When I had met my Shaman Teacher for the first time, he connected me to my ancestors.  I stood in front of the Great Assembly of Men in judgement.  I watched as my life played out in my minds eye, and felt them watching my every reaction.  They had already seen me for what I was.  They were watching me for who I would become.  They showed me not only my own traumas, but those that I had caused others.  Then they gave me Names.  I was the Red Handed.  The Obsidian Heart.  The Grim Dreamer.  In these I felt the weight of consequence.  Marks upon me that would forever identify my deeds.  I accepted them as one would accept a sentence of doom.

Then I felt my Great-Grandfather's presence.  There were no words, more vibrations and feelings.  he conveyed to me this, "You judge yourself harsher than anyone of us could ever judge you.  Forgive yourself. Remember that you are loved."  And in my sorrow mixed tremendous pride.  My repentance wasn't for them to give me, it was for myself to realize.  They found me worthy of the weapon I was forging.  The names that I had been given were added to the forge and placed into the weapon, their purpose unknown to me at the time.

The first time I had stepped fully into battle after that experience was my BBC Hardtalk interview. After that I confronted the Montana Court System with the false animal abuse charges, stepped into the Bundestag, traveled over Norway to speak, spoke at the Nobel Peace Center, did a TEDx Talk, premiered the DRONE film in Time's Square.  For six months I was a whirling dervish, untouchable, filled with joy and reckless abandon. Death was at my door and I was rushing gleefully into her arms.

The secret wish of my heart wasn't to die but to find a reason not to.  I had accepted the inevitable, the people in positions surrounding the drone world have fragile egos and the narcissistic tendency to eliminate anyone who is a threat to their power, and there is no greater threat than Truth.

The Universe is the Great Chemist of the Soul, and she knew the secret wish of my heart.  That's why I had to meet Melissa three times before I understood the language the universe was speaking at me. Maktub.

In the process of chemistry, to purify a substance any number of techniques can be used.  I had reached the point in my own Albedo process where I had let go of the past and future on my own.  I was living in the moment.  I might not have "loved myself" but I was satisfied with my life had it ended then.  Death is simply a step in the cycle anyways.

When her Love was added to me, I felt ready to burst with radiant light!  The last of the impurities, the sorrow, the grief, the disappointments were rising to the surface. Some nights I would shake almost like I was having a seizure, and my mind was bursting with what the ancients would call "Shamanic ecstasy."  But Melissa was scared because she had no idea what was happening, and she attributed it to psychosis.  Her fear latched on to me through the opening of love and I closed it away.  Immediately I started getting physically sick again.  I really had no idea what was going on other than I was experiencing an extreme release of emotional energy.

And when I had finally thought I was free, a few individuals decided to stalk me, threaten me, and slander me where they could.  That fear latched on as well and drove me down into another Dark Night of the Soul.  The only thing that got me through that was my Love for her.
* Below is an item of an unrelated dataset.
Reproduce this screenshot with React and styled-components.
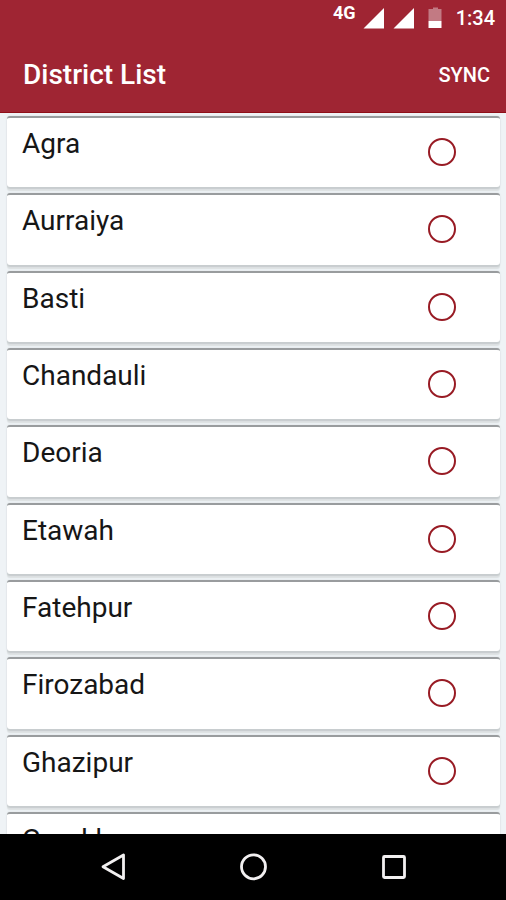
import React from 'react';
import styled, { createGlobalStyle } from 'styled-components';

const districts = [
    'Agra',
    'Aurraiya',
    'Basti',
    'Chandauli',
    'Deoria',
    'Etawah',
    'Fatehpur',
    'Firozabad',
    'Ghazipur',
    'Gorakhpur',
];

const GlobalStyle = createGlobalStyle`
    * {
        box-sizing: border-box;
    }

    body {
        margin: 0;
        font-family: Roboto, "Liberation Sans", sans-serif;
    }
`;

const Screen = styled.div`
    display: flex;
    flex-direction: column;
    height: 100vh;
    background: #eff3f6;
`;

const Header = styled.header`
    flex: none;
    background: #9f2533;
    border-bottom: 1px solid #8e0f18;
    color: #fff;
`;

const StatusBar = styled.div`
    display: flex;
    justify-content: flex-end;
    height: 37px;
    padding: 0 11px 0 0;
`;

const Network = styled.span`
    padding-top: 3px;
    margin-right: 7px;
    font-size: 18px;
    line-height: 20px;
    font-weight: 700;
`;

const StatusIcons = styled.svg`
    display: block;
    width: 80px;
    height: 37px;
    margin-right: 13px;
`;

const Clock = styled.time`
    padding-top: 6px;
    font-size: 20px;
    line-height: 24px;
    font-weight: 500;
`;

const Toolbar = styled.div`
    display: flex;
    align-items: center;
    justify-content: space-between;
    height: 75px;
    padding: 0 16px 0 23px;
`;

const Title = styled.h1`
    margin: 0;
    font-size: 28px;
    line-height: 32px;
    font-weight: 500;
`;

const SyncButton = styled.button`
    padding: 0;
    border: 0;
    background: none;
    color: inherit;
    font-family: inherit;
    font-size: 20px;
    line-height: 24px;
    font-weight: 500;
    cursor: pointer;
`;

/* nine full rows per screen, the next one peeks out below */
const List = styled.ul`
    flex: 1;
    display: grid;
    grid-auto-rows: calc( 100% / 9 );
    min-height: 0;
    margin: 0;
    padding: 3px 6px 22px 7px;
    list-style: none;
    overflow: hidden;
`;

const Row = styled.li`
    padding-bottom: 6px;
`;

const Card = styled.label`
    display: flex;
    align-items: flex-start;
    justify-content: space-between;
    height: 100%;
    padding: 10px 44px 0 15px;
    background: #fff;
    border-top: 2px solid #999c9e;
    border-radius: 3px;
    box-shadow: 0 2px 1px #c8cdcf, 0 4px 1px #dde1e3, 0 0 2px #d9dee0;
    cursor: pointer;
`;

const Name = styled.span`
    color: #161616;
    font-size: 28px;
    line-height: 32px;
`;

const Radio = styled.input`
    appearance: none;
    flex: none;
    width: 28px;
    height: 28px;
    margin: 10px 0 0;
    border: 2px solid #981b24;
    border-radius: 50%;

    &:checked {
        background: radial-gradient( #981b24 50%, transparent 55% );
    }
`;

const NavBar = styled.nav`
    flex: none;
    display: grid;
    grid-template-columns: repeat( 3, 140px );
    justify-content: center;
    height: 66px;
    background: #000;
`;

const NavButton = styled.button`
    display: flex;
    align-items: center;
    justify-content: center;
    padding: 0;
    border: 0;
    background: none;
    color: #f2f0f1;
    cursor: pointer;

    svg {
        display: block;
        fill: none;
        stroke: currentColor;
        stroke-width: 2.8;
        stroke-linejoin: round;
    }
`;

const DistrictRow = ( { name } ) => (
    <Row>
        <Card>
            <Name>{ name }</Name>
            <Radio type="radio" name="district" value={ name } />
        </Card>
    </Row>
);

export default () => (
    <Screen>
        <GlobalStyle />
        <Header>
            <StatusBar>
                <Network>4G</Network>
                <StatusIcons viewBox="0 0 80 37" aria-hidden="true">
                    <path d="M21 8v20.500H0.500z" fill="#fff" />
                    <path d="M51 8v20.500H30.500z" fill="#fff" />
                    <path d="M70 7.500h5v1.500h3.500v12H65.500V9h4.500z" fill="#c27a83" />
                    <path d="M65.500 21h13v7h-13z" fill="#fff" />
                </StatusIcons>
                <Clock>1:34</Clock>
            </StatusBar>
            <Toolbar>
                <Title>District List</Title>
                <SyncButton type="button">SYNC</SyncButton>
            </Toolbar>
        </Header>
        <List>
            {
                districts.map( ( name ) => (
                    <DistrictRow key={ name } name={ name } />
                ))
            }
        </List>
        <NavBar>
            <NavButton type="button" aria-label="Back">
                <svg width="30" height="30" viewBox="0 0 30 30">
                    <path d="M25.500 3v23.500L5 14.800z" />
                </svg>
            </NavButton>
            <NavButton type="button" aria-label="Home">
                <svg width="30" height="30" viewBox="0 0 30 30">
                    <circle cx="15.500" cy="14.800" r="12" />
                </svg>
            </NavButton>
            <NavButton type="button" aria-label="Recent apps">
                <svg width="30" height="30" viewBox="0 0 30 30">
                    <rect x="5.500" y="4.500" width="21" height="21" rx="1" />
                </svg>
            </NavButton>
        </NavBar>
    </Screen>
);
I can't really say what went on in her mind, she never really was that communicative with me.  Her harsh words drove me more and more into myself.  When I brought her to Germany, my final speaking engagement there, she had told me that she had thought about cheating on me and the first night she was there I had a horrid nightmare that I had been abducted by aliens and experimented on.  I did everything that I could to show her that I was dedicated to her, through all the pain and misery that I was dealing with.  The German politicians that I was dealing with wanted to suck the life out of me for next to nothing, and because of her advice I decided to take care of myself.  I was done anyways.  I didn't need to participate in that drama any more if I wasn't going to get the support I needed.  My son was conceived in Germany, the only thing good about that whole trip.
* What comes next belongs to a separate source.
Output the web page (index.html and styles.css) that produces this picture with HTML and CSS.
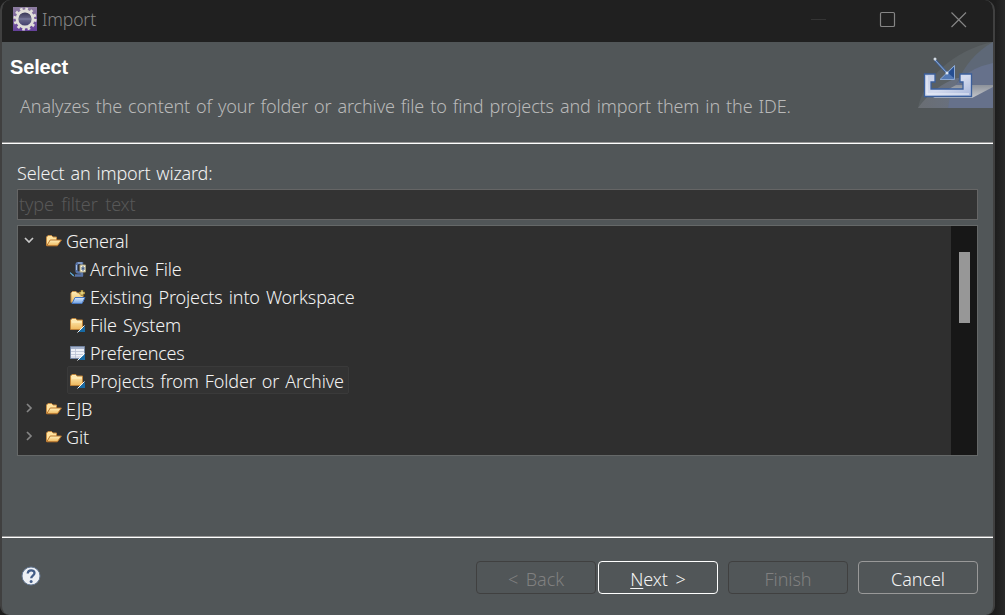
FILE: index.html
```html
<!DOCTYPE html>
<html lang="en">
<head>
<meta charset="utf-8">
<title>Import</title>
<link rel="stylesheet" href="styles.css">
</head>
<body>
<svg class="defs" width="0" height="0" aria-hidden="true">
  <defs>
    <linearGradient id="gold" x1="0" y1="0" x2="0" y2="1"><stop offset="0" stop-color="#fff0bd"/><stop offset="1" stop-color="#efb85c"/></linearGradient>
    <linearGradient id="sky" x1="0" y1="0" x2="0" y2="1"><stop offset="0" stop-color="#dcecff"/><stop offset="1" stop-color="#6f9fe0"/></linearGradient>
    <linearGradient id="purple" x1="0" y1="0" x2="0" y2="1"><stop offset="0" stop-color="#8d7da0"/><stop offset="1" stop-color="#64409a"/></linearGradient>
    <linearGradient id="lens" x1="0" y1="0" x2="0" y2="1"><stop offset="0" stop-color="#2f2d4d"/><stop offset=".5" stop-color="#6a698a"/><stop offset="1" stop-color="#3b3566"/></linearGradient>
    <linearGradient id="tray" x1="0" y1="0" x2="1" y2="1"><stop offset="0" stop-color="#c5cee6"/><stop offset=".5" stop-color="#d5dcef"/><stop offset="1" stop-color="#a5b4da"/></linearGradient>
    <linearGradient id="haze" x1="0" y1="0" x2="1" y2="0"><stop offset="0" stop-color="#6a6e73"/><stop offset="1" stop-color="#66728b"/></linearGradient>
    <linearGradient id="shine" x1="0" y1="0" x2="0" y2="1"><stop offset="0" stop-color="#8e939b"/><stop offset="1" stop-color="#c5c7cc"/></linearGradient>
    <symbol id="open-folder" viewBox="0 0 16 12">
      <path d="M.5 10.5V2L2 .5h3.5L7 2h3.500v3" fill="#ffe3a0" stroke="#c58a43"/>
      <path d="M.7 10.800 4.200 5h11.200l-4 5.800z" fill="url(#gold)" stroke="#b9742b"/>
    </symbol>
    <symbol id="folder-import" viewBox="0 0 16 15">
      <path d="M.5 11.500V2L2 .5h3.800L7 2h5.500v9.500z" fill="url(#gold)" stroke="#bd8137"/>
      <path d="M2 4h10" stroke="#fff3c9"/>
      <path d="M15 8v6H8z" fill="#176aa5"/><path d="M14.500 7.500 7.500 14.500" stroke="#f3f7fb"/>
    </symbol>
  </defs>
</svg>
<main class="window">
  <header class="titlebar">
    <svg class="app-icon" viewBox="0 0 24 24"><path d="M0 0h24v24H0z" fill="url(#purple)"/><circle cx="12" cy="12" r="10" fill="none" stroke="#e0ded9" stroke-width="3.200" stroke-dasharray="2.600 2.636"/><circle cx="12" cy="12" r="8" fill="url(#lens)" stroke="#e0ded9" stroke-width="2.800"/><path d="M6 12h12" stroke="#7d7fa2"/></svg>
    <span class="title">Import</span>
    <svg class="controls" viewBox="0 0 158 20"><path d="M1 9.500h15" stroke="#343434"/><rect x="70.500" y="2.500" width="14" height="14" rx="1.300" fill="none" stroke="#858585" stroke-width="1.200"/><path d="m141.500 2.500 14.500 14.500m0-14.500-14.500 14.500" stroke="#858585" stroke-width="1.200"/></svg>
  </header>
  <section class="banner">
    <div class="banner-text"><h1>Select</h1><p>Analyzes the content of your folder or archive file to find projects and import them in the IDE.</p></div>
    <svg class="banner-art" viewBox="0 0 75 66">
      <path d="M0 66C5 38 35 8 75 0v66z" fill="#5a6063"/>
      <path d="M0 66Q16 44 39 36h36v30z" fill="url(#haze)"/>
      <path d="M38 43Q50 14 75 0v66H30z" fill="#5e6877"/>
      <path d="M30 66Q33 30 75 21v45z" fill="#66718b"/>
      <path d="M38 43h37v2L54 56H15z" fill="url(#shine)"/>
      <path d="M6.500 32H17v8h-4v7h32v-7h-3v-8h11.500v22.500h-47z" fill="url(#tray)" stroke="#3b5f9c" stroke-width="1.300"/>
      <path d="M9 34v18h42" fill="none" stroke="#edf1fa"/>
      <path d="m17 18 13 14" stroke="#41639a" stroke-width="2.500"/><path d="m17 18 12 13" stroke="#90add5"/>
      <path d="M36.500 23.500v14H22z" fill="#5379b4" stroke="#8da9d1"/><path d="M36 25v11l-6-5z" fill="#254e91"/>
      <circle cx="17" cy="17" r="1.500" fill="#d4dce5"/><circle cx="29" cy="31" r="1.500" fill="#dbe5f2"/>
    </svg>
  </section>
  <section class="content">
    <label for="filter">Select an import wizard:</label>
    <input id="filter" class="filter" placeholder="type filter text">
    <div class="tree">
      <div class="rows">
        <div class="row parent"><svg class="arrow" viewBox="0 0 10 10"><path d="m1 3 4 4 4-4" fill="none" stroke="#c8c8c8" stroke-width="1.700"/></svg><svg class="folder"><use href="#open-folder"/></svg><span class="tight">General</span></div>
        <div class="row child"><svg class="item-icon" viewBox="0 0 16 15"><path d="M6.500 9V3q0-2 2-2H12v2M6.500 8.500q0 2 2 2H12V14M5 13.500h8" fill="none" stroke="#5874a8" stroke-width="2.400"/><path d="M6.500 3v5M8 1h4" stroke="#a6bde0"/><path d="M10 3h5.500v7H10z" fill="#fff9dc" stroke="#aaa17c"/><path d="M12 5v3h2V5zm0 1.500h2" fill="none" stroke="#47618c"/><path d="M0 10v1l3 3h1v-1z" fill="#1684c4"/><path d="m0 10.500 4 4" stroke="#d7e8f3" stroke-width=".7"/></svg><span>Archive File</span></div>
        <div class="row child"><svg class="item-icon" viewBox="0 0 16 15"><path d="M1 12.500V3l1.500-1.500H6L7.500 3H13v9" fill="url(#gold)" stroke="#c5904a"/><path d="M2 13.500 5 7.500h10l-3 6z" fill="url(#sky)" stroke="#4777bf"/><path d="M12 0v6M9 3h6" stroke="#92701f" stroke-width="2.600"/><path d="M12 .5v5M9.500 3h5" stroke="#fff09e"/></svg><span>Existing Projects into Workspace</span></div>
        <div class="row child"><svg class="item-icon"><use href="#folder-import"/></svg><span>File System</span></div>
        <div class="row child"><svg class="item-icon" viewBox="0 0 16 15"><path d="M.5.500h14v12H.500z" fill="#eef1f8" stroke="#7384a1"/><path d="M1 2h13" stroke="#8d9dbd" stroke-width="1.500"/><path d="M1 5.500h13M1 8.500h13M1 11h13M5.500 3v9" stroke="#b7c0d3" stroke-width=".8"/><path d="M15 8v6H8z" fill="#176aa5"/><path d="M14.500 7.500 7.500 14.500" stroke="#fff"/></svg><span class="tight">Preferences</span></div>
        <div class="row child selected"><svg class="item-icon"><use href="#folder-import"/></svg><span>Projects from Folder or Archive</span></div>
        <div class="row parent"><svg class="arrow" viewBox="0 0 10 10"><path d="m3 1 4 4-4 4" fill="none" stroke="#858585" stroke-width="1.700"/></svg><svg class="folder"><use href="#open-folder"/></svg><span class="tight">EJB</span></div>
        <div class="row parent"><svg class="arrow" viewBox="0 0 10 10"><path d="m3 1 4 4-4 4" fill="none" stroke="#858585" stroke-width="1.700"/></svg><svg class="folder"><use href="#open-folder"/></svg><span>Git</span></div>
      </div>
      <div class="scrollbar"><div class="thumb"></div></div>
    </div>
  </section>
  <footer class="footer">
    <svg class="help" viewBox="0 0 20 20"><circle cx="10" cy="10" r="9" fill="#edf0f5" stroke="#667a96"/><path d="M6.700 7.500C7 3.300 13.500 3.500 13.500 7c0 2.600-3.300 2.500-3.300 5.200" fill="none" stroke="#435d88" stroke-width="2.300"/><circle cx="10.100" cy="15.500" r="1.500" fill="#435d88"/></svg>
    <div class="buttons"><button class="disabled" disabled>&lt; Back</button><button class="primary"><u>N</u>ext &gt;</button><button class="disabled" disabled>Finish</button><button class="cancel">Cancel</button></div>
  </footer>
</main>
</body>
</html>
```
FILE: styles.css
```css
* { box-sizing: border-box; }
body { margin: 0; width: 1005px; height: 615px; overflow: hidden; background: linear-gradient(90deg, #1d1d1d 995px, #282828 1005px); font: 300 18px/28px "Noto Sans", "Open Sans", sans-serif; letter-spacing: -.13px; word-spacing: 1.5px; color: #f2f2f2; }
.defs { position: absolute; }
svg { display: block; flex: none; }
.window { width: 995px; height: 615px; border: 2px solid #404040; border-width: 0 2px; border-radius: 10px 10px 9px 9px; background: #515658; overflow: hidden; display: flex; flex-direction: column; }
.titlebar { height: 42px; flex: none; background: #202020; display: flex; align-items: flex-start; padding: 7px 25px 0 11px; color: #858585; }
.app-icon { width: 24px; height: 24px; }
.title { margin: -2px 0 0 5px; font-size: 17.5px; }
.controls { width: 158px; height: 20px; margin: 3px 0 0 auto; }
.banner { height: 102px; flex: none; display: flex; justify-content: space-between; border-bottom: 1px solid #fff; box-shadow: inset 0 -1px #999; }
.banner h1 { margin: 11px 0 0 8px; font: bold 20px/28px "Liberation Sans", Arial, sans-serif; letter-spacing: -.15px; color: #fff; }
.banner p { margin: 11px 0 0 18px; white-space: nowrap; color: #b9b9b9; }
.banner-art { width: 75px; height: 66px; }
.content { height: 392px; flex: none; display: flex; flex-direction: column; padding: 15px 15px 0; }
.content label { height: 30px; letter-spacing: -.18px; white-space: nowrap; }
.filter { height: 31px; width: 961px; border: 1px solid #656565; border-radius: 0; background: #333; padding: 0 1px 2px; margin: 0 0 5px; font: inherit; letter-spacing: inherit; word-spacing: 3px; color: #eee; outline: 0; }
.filter::placeholder { color: #585858; opacity: 1; }
.tree { height: 231px; width: 961px; border: 1px solid #656868; display: flex; background: #2f2f2f; overflow: hidden; }
.rows { flex: 1; }
.row { height: 28px; display: flex; align-items: center; white-space: nowrap; }
.row span { padding-top: 1px; }
.row .tight { letter-spacing: -.25px; }
.parent { padding-left: 6px; }
.arrow { width: 10px; height: 10px; margin-right: 12px; }
.folder { width: 16px; height: 12px; margin: 1px 4px 0 0; }
.child { padding-left: 52px; }
.item-icon { width: 16px; height: 15px; margin: 2px 4px 0 0; }
.selected { margin-left: 49px; width: 282px; padding-left: 2px; border: 1px solid #3a3a3a; border-radius: 2px; background: #333; }
.scrollbar { width: 26px; background: #171717; padding: 26px 0 0 8px; }
.thumb { width: 11px; height: 71px; background: #979797; }
.footer { flex: 1; border-top: 1px solid #999; box-shadow: inset 0 1px #fff; display: flex; justify-content: space-between; padding: 24px 15px 0 19px; }
.help { width: 20px; height: 20px; margin-top: 5px; }
.buttons { display: flex; }
button { width: 120px; height: 33px; padding: 3px 0 0; border: 1px solid #999; border-radius: 4px; background: transparent; color: #f4f4f4; font: inherit; line-height: 28px; letter-spacing: -.05px; word-spacing: 3px; white-space: nowrap; }
.disabled { color: #808080; border-color: #404040; }
.primary { margin: 0 10px 0 2px; border-color: #fff; }
.cancel { margin-left: 10px; }
u { text-underline-offset: 2px; text-decoration-thickness: 1px; }
```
A month later I went back to the states to get my dog, check up and deal with the VA, get a handle on those jerkwads who were stalking me from a ground perspective, and then boogie back to Norway.  That's when I found out that Melissa was pregnant and any reckless behavior that I had thought about pursuing vanished from my mind.  And the process returned to the purification.
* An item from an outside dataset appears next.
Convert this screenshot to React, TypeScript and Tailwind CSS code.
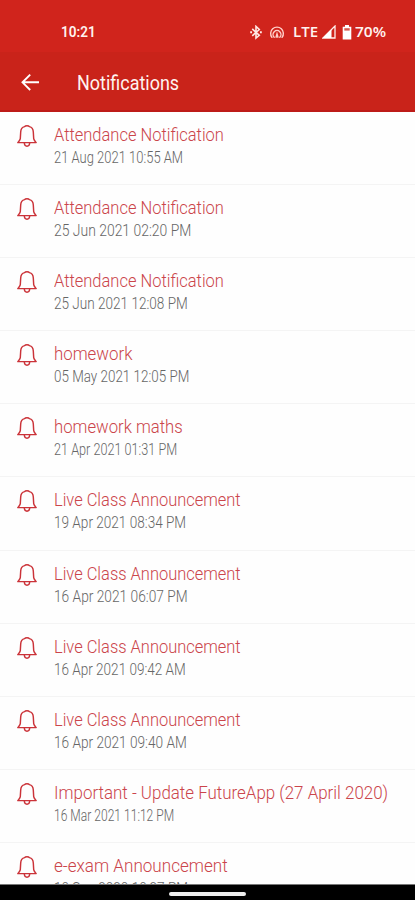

That summer was an interesting one to say the least.  I had let a veteran buddy borrow my car and he had sold it for heroin money.  I ended up reporting it to the police, and in the meantime I purchased a 10 year old ford van so that we could travel around the USA in a road trip.  Even when things went wrong (our van was towed in New Orleans and it cut into my budget by $300), I like journeys that test me so that I can see where I need to improve.  We had some great adventures.

I sent Melissa back home, and that was tough because I really did rely on her support and I didn't want to leave her alone and pregnant. I just hoped that everything would work out okay..  I was trying to deal with the VA and that was like pulling teeth.  There is no adequate healthcare in Norway for somebody like me, and I didn't want them to think that I was using their system to get it.  That took almost two months.  During that time I fell into another depression.  Fear and Love warring inside of me like two primordial Titans vying for dominance.

When I got back, it was with my dog, my partner, and my soon to be born son. Everything that I had ever wanted and needed. But it was like something was draining my life from me.  Sucking my very soul.  The blackness threatened to suffocate my light and my love.  Melissa must have felt it too.  Her attacks became more and more harsh, and I withdrew into myself more and more.  I felt like a zombie, and I couldn't figure out why.

That's where this story begins.  So I don't need to retell it.  The circle has been completed.  The purification process finalized.  And so begins the next step.  The Awakening of the Solar Light.